-- Start of Supplied information --

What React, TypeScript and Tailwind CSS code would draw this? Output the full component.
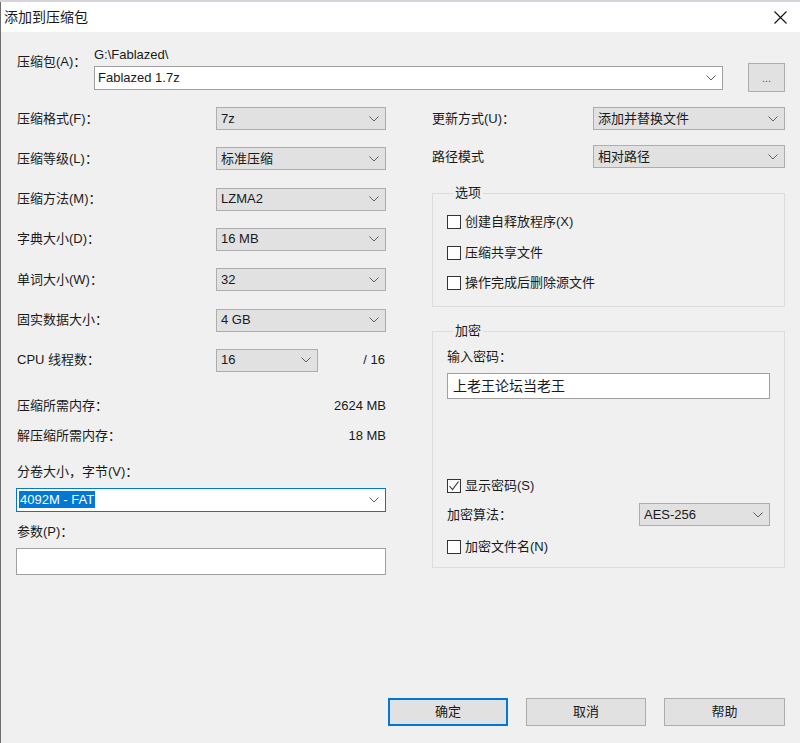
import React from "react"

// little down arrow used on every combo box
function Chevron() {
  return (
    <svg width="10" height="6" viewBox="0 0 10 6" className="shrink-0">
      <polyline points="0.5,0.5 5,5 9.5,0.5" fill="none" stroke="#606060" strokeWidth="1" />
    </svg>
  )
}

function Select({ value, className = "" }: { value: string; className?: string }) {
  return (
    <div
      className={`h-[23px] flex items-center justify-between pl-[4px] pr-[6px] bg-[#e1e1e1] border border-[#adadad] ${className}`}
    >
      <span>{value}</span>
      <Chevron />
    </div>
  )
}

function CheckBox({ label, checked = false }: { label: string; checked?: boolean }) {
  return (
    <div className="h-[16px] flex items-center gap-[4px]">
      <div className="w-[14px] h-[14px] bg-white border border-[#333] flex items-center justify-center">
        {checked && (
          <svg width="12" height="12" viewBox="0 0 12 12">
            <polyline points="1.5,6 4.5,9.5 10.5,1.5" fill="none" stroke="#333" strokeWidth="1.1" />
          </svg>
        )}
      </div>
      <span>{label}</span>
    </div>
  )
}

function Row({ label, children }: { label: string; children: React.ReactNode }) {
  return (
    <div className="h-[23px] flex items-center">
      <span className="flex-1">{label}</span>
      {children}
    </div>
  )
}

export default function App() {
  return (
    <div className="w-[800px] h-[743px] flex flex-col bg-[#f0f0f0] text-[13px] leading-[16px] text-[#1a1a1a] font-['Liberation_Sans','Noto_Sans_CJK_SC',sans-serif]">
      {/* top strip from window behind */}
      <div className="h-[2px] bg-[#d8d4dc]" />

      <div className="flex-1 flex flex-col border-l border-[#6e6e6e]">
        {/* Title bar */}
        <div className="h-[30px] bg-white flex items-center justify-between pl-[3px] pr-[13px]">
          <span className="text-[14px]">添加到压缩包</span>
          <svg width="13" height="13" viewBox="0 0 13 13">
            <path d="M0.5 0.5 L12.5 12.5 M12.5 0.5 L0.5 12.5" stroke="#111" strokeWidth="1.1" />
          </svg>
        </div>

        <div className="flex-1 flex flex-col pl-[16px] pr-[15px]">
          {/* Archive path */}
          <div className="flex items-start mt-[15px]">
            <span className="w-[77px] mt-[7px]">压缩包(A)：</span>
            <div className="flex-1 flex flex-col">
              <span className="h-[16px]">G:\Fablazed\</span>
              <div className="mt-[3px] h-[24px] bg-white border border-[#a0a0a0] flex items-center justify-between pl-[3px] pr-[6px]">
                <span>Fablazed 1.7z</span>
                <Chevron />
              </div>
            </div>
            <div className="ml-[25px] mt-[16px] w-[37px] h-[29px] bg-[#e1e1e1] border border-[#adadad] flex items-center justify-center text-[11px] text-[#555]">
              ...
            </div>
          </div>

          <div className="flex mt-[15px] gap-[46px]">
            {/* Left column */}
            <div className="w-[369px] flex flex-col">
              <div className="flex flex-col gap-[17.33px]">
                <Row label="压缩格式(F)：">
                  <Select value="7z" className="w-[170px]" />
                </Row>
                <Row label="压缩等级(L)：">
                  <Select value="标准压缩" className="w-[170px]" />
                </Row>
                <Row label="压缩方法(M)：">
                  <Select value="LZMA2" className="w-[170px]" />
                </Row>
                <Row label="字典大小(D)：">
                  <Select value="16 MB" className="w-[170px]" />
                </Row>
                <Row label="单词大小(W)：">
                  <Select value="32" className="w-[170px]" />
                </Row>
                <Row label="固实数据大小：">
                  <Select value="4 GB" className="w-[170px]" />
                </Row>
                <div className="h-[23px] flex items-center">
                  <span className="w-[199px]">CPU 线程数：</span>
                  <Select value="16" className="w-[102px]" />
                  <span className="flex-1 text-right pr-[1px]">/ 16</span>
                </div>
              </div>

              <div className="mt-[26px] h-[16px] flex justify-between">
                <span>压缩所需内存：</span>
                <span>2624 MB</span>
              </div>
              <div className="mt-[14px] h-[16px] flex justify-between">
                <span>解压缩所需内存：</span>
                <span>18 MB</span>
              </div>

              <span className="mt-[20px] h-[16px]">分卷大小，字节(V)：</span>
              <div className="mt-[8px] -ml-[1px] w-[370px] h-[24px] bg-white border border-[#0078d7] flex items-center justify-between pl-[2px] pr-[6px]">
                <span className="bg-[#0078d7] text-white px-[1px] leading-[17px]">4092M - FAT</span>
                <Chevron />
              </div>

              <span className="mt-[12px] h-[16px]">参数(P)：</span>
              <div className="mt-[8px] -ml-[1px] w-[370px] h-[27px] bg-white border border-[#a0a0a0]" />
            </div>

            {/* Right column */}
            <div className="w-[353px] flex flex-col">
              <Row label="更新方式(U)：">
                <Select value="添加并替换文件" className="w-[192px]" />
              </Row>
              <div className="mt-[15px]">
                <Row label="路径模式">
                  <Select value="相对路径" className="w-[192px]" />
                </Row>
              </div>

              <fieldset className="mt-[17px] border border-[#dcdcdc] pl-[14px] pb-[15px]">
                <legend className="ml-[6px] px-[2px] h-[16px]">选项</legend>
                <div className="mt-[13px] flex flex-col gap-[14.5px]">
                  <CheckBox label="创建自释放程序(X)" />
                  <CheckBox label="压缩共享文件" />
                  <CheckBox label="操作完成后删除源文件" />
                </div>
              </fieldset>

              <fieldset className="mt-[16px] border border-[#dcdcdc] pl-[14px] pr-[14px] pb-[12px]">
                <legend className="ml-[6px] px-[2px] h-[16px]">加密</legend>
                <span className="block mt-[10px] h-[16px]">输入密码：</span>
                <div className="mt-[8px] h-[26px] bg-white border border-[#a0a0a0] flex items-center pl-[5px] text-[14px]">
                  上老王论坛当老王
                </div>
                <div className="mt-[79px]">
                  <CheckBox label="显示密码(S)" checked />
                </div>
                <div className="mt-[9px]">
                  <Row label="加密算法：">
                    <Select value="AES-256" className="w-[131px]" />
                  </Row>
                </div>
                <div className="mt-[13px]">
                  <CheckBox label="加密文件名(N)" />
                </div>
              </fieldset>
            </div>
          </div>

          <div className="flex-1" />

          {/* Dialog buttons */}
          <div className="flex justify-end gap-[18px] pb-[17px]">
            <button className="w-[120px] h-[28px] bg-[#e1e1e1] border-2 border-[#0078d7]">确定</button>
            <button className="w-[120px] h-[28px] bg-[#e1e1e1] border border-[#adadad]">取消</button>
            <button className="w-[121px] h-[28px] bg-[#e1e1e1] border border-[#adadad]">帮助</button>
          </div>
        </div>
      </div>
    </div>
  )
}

-- End of Supplied information --

**Problem requirements**.
Write out again, exactly, the lines from the start of the listing up to the line containing "import React from", with both ends and without pictures.

**Problem solution**.
What React, TypeScript and Tailwind CSS code would draw this? Output the full component.
import React from "react"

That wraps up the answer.